Replication Programme on Financial Services for the Poor

Over the last four decades, financial services for the poor have become a priority in L&MICs. This has led to the development of multiple financial instruments, including microlending, microsavings, microinsurance, alternative collateralisation, prize-linked savings accounts, and others with different sets of risk profiles and targeted at poor populations. Although financial services for the poor have seen significant uptake, questions remain regarding whether impacts vary based on population targeted, product design and delivery, risk management practices of the service provider, country of operation, associated skills transfer, and other aspects of the programme design.

CDC South Africa

3ie is funding seven replications to improve the evidence base on financial services for the poor. 3ie does this through the funding of internal replications of influential or innovative impact evaluations of financial interventions designed for low-income populations in low- and middle-income countries. Internal replication is the reconciliation and re-analysis of the findings of an original study using the study’s own raw data. 

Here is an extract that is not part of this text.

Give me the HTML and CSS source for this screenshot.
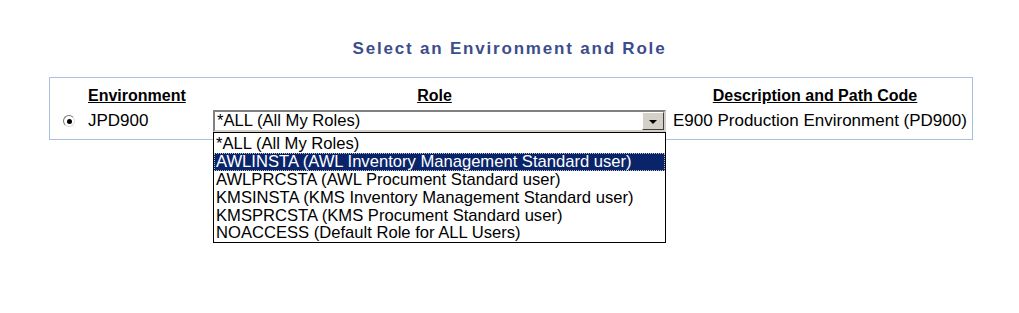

Replication researchers selected a study included in the candidate studies list. This list includes impact evaluations of mobile money, cash transfers, bank deposits, and other financial service interventions targeted towards underserved and unbanked populations in developing countries.

To read more about our Replication Programme, please click here. To see the current status of these studies, as well as other replication studies, please visit the replication studies page.

The financial services for the poor replications are funded by the Bill & Melinda Gates Foundation.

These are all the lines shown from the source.